Monday, December 10, 2018

December 10: Ineffable Heavens, Full of Dread, Best Intentions

With finger pointed and eye levelled at the Pequod, the beggar-like stranger stood a moment, as if in a troubled reverie; then starting a little, turned and said:- "Ye've shipped, have ye? Names down on the papers? Well, well, what's signed, is signed; and what's to be, will be; and then again, perhaps it won't be, after all. Any how, it's all fixed and arranged already; and some sailors or other must go with him, I suppose; as well these as any other men, God pity 'em! Morning to ye, shipmates, morning; the ineffable heavens bless ye; I'm sorry I stopped ye."

The old sailor, Elijah.  Ishmael encounters him before shipping out on the Pequod with Ahab, and Elijah fills Ishmael with a certain amount of foreboding.

I am mind-weary right now.  I've been working, researching, and writing all day long.  It feels as though I got a little ahead with my medical office duties.  And, finally, after about twenty pages of false starts and rabbit holes, I think I have the beginning of my Christmas essay.  (Thanks to Maggie Nelson and her book Bluets.  I found some inspiration and direction from them.)  Now, I have a couple blog posts to write, and then I dive into some grading before I head out to a basketball game to hear my daughter play in the pep band.

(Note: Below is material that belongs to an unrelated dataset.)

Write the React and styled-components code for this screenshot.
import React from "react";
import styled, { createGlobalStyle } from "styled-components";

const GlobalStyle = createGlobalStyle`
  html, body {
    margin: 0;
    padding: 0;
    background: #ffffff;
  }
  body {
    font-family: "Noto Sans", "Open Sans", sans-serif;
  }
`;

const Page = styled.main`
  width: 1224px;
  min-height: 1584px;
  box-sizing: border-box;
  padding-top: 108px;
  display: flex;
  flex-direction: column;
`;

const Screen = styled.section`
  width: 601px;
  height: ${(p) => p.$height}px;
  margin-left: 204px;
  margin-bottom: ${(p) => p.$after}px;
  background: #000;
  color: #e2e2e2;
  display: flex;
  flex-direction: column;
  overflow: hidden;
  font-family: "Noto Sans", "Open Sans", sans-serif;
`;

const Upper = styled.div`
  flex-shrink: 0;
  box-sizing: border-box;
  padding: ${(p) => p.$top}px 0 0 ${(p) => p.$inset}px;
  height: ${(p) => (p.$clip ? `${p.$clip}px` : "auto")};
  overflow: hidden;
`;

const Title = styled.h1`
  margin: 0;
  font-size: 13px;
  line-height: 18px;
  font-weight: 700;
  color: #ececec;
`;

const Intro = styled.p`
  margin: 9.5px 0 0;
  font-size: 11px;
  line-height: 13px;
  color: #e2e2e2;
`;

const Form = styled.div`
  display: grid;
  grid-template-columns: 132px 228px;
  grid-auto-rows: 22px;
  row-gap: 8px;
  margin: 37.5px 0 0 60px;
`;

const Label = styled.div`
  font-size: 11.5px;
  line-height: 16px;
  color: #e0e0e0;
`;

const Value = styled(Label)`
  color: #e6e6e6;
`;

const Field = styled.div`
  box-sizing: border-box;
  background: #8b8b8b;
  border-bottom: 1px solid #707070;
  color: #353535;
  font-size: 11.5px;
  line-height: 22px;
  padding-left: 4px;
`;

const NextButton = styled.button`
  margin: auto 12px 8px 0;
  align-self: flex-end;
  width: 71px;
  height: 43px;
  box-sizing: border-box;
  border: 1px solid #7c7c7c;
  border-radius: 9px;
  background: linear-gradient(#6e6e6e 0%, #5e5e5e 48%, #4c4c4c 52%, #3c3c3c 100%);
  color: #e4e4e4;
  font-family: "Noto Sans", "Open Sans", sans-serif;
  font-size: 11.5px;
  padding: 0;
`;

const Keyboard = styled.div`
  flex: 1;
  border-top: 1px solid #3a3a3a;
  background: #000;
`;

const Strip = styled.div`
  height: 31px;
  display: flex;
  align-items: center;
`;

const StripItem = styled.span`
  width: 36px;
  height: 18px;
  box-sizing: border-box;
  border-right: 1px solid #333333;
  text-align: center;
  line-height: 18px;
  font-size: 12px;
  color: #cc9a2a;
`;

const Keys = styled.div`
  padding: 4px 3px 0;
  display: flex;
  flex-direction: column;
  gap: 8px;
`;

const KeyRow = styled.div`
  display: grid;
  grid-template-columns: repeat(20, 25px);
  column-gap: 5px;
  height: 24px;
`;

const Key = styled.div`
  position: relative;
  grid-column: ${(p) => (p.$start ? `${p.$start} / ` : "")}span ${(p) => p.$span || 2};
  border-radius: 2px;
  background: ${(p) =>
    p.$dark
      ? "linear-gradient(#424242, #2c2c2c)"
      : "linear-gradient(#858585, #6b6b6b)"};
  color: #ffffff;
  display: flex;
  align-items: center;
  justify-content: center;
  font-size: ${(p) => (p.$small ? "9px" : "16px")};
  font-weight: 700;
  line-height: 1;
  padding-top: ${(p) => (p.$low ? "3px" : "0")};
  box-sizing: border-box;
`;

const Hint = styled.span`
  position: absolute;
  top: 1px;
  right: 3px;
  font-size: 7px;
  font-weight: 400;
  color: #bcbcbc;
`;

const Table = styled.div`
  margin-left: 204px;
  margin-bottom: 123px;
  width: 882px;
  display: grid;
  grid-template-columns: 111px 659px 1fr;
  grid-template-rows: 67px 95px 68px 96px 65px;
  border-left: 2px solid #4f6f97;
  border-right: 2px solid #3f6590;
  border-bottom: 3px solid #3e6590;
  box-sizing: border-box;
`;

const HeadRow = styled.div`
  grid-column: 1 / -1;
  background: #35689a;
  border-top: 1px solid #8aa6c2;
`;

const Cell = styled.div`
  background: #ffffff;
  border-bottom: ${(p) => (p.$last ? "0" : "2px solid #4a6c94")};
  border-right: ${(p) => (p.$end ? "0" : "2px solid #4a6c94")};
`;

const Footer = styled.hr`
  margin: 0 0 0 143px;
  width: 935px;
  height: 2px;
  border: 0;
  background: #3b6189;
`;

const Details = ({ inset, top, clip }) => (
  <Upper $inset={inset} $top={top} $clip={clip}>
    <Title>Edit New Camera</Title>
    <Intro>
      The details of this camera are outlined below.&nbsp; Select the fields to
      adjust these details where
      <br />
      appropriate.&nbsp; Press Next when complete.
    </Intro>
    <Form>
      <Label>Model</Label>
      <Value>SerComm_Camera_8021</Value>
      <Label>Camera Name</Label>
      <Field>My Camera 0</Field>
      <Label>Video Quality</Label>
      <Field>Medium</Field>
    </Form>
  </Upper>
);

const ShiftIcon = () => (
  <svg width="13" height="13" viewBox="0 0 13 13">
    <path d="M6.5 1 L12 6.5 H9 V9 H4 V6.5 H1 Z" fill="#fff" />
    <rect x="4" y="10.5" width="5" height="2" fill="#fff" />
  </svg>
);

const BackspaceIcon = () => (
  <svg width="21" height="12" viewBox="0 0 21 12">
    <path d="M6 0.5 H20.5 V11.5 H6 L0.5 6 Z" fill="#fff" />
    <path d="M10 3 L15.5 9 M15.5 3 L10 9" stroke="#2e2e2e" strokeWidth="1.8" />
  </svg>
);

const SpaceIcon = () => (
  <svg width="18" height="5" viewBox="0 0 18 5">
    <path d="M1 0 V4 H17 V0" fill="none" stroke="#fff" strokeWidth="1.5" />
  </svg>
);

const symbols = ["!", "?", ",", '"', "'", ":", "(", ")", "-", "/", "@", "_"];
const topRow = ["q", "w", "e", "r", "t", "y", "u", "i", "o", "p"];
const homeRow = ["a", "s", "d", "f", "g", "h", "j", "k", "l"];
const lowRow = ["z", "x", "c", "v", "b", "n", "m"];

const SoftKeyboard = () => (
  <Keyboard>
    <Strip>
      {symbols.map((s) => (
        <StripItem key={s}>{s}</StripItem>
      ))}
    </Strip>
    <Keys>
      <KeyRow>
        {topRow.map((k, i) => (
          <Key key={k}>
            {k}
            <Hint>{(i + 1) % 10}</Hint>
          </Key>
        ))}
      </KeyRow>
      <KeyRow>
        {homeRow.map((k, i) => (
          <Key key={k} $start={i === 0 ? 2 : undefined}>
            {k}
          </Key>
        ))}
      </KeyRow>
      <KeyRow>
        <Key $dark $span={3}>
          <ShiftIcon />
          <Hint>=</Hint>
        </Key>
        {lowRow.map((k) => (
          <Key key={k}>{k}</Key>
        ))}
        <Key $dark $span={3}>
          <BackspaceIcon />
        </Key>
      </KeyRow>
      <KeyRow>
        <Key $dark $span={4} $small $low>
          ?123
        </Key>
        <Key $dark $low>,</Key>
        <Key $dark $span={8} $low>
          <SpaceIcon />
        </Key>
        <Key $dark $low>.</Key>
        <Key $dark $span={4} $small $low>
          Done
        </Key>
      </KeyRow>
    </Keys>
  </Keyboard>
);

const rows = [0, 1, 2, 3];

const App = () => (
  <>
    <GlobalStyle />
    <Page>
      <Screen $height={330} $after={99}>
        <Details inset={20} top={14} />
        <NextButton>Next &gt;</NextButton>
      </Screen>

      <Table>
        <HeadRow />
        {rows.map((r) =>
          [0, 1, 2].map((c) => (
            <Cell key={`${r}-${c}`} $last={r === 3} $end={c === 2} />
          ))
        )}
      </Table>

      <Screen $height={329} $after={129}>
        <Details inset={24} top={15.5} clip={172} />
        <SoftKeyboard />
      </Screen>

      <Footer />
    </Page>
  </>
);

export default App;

Like Ishmael, I find myself full of foreboding and dread this evening.  I have a lot more writing to do, and I'm drowning in papers to grade.  This time of year, I find it difficult balancing all the parts of my life--work and teaching and family.  There are Christmas concerts and poetry readings and final exams.  Christmas shopping and Christmas rehearsals.  I am reaching a state of panic just listing all of these things.

Now, before you start saying aloud as you read this, "You're missing the entire point of Christmas!"--I'm NOT.  I know that it's not about presents or cookies or cards.  However, I am a church musician and the father of an 18-year-old girl and ten-year-old boy.  I can't simply tell the pastors at the churches where I play, "I'm not going to practice this Christmas.  I'm focusing on the TRUE meaning this year."  I also can't tell my kids, "Santa's not coming this year.  Instead, we're going to spend Christmas day playing board games and reading the Gospel of Luke."  Life doesn't work that way.

That's why I'm filled with dread right now.  Too much shit to do, not enough time to do it in.

Keep in mind, this situation is nothing new.  Every December, I experience the same thing, and I always survive somehow.  Right now, I'm at base camp on Mount Everest, thinking about the climb that's ahead of me.  And I forgot the bottled oxygen.

Every year, I tell myself I will not allow it to happen, this accumulation of work.  Tell myself I will work ahead, grade ahead, write ahead.  I go into the time between Thanksgiving and Christmas with the best intentions.  However, it never pans out.  Ever.  It's my fault.

So, you'll forgive me if this post is a little shallow.  I only have time to skip along the surface right now.  In a week, I promise that I will blog something that will be Pulitzer or Nobel worthy.

Until then, Saint Marty is on survival mode.